Getting to Know Google SERPs

The Google Search Engine Results Page (SERP) is no longer a basic list of links. Today, it's a dynamic collection of features tailored to each search. Here are a few common ones you’ll encounter:

Featured Snippets: A quick answer to the search query, often driving huge traffic.

AI Overviews: Google's generative AI now provides answers directly on the SERP. It's becoming a major player, especially for informational searches.

Paid Ads: These are sponsored results marked clearly on the page. You'll want to analyze these for competitor insights.

Video Carousels: Displaying relevant video results—often from YouTube or TikTok—these are especially prominent in queries with informational intent.

People Also Ask: The treasure chest for content marketers. These questions often reflect common queries that you can use to fuel your content strategy.
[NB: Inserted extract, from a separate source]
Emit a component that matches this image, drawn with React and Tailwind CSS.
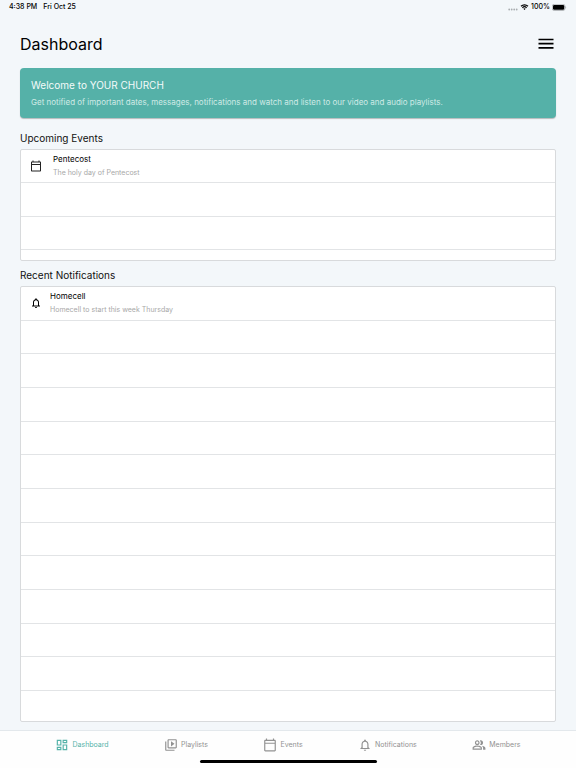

Local Pack: For searches with local intent, this feature displays nearby businesses with details.

As you can see, scraping Google Search results isn't just about pulling links. You'll need to consider these dynamic features when collecting data.

Finding Your Ideal Scraping Method

Now, how do you go about scraping Google Search? Well, there are a few routes you can take:

Google's Custom Search JSON API: The official and easiest method to extract results. However, it’s limited to 100 searches per day on free accounts.

DIY Scraper: Build your own tool using Python and libraries like Selenium and BeautifulSoup. This offers maximum control but comes with challenges (CAPTCHAs, frequent HTML changes).

Web Scraping APIs: The easy route is to use a third-party API that handles all the heavy lifting with no coding required.

Each method has its perks, depending on how much control you want and how often you need access.

Python for Google Search Scraping

If you decide to go the DIY route with Python, let's get to work. Here's how you can set up your scraper.

Step 1: Inspecting the HTML

To scrape Google Search, start by inspecting the page. Right-click on a search result and click "Inspect" to explore the HTML structure. Find the main div that contains all the listings—it's usually under the rso ID. From there, each listing will contain the URL, title, and description.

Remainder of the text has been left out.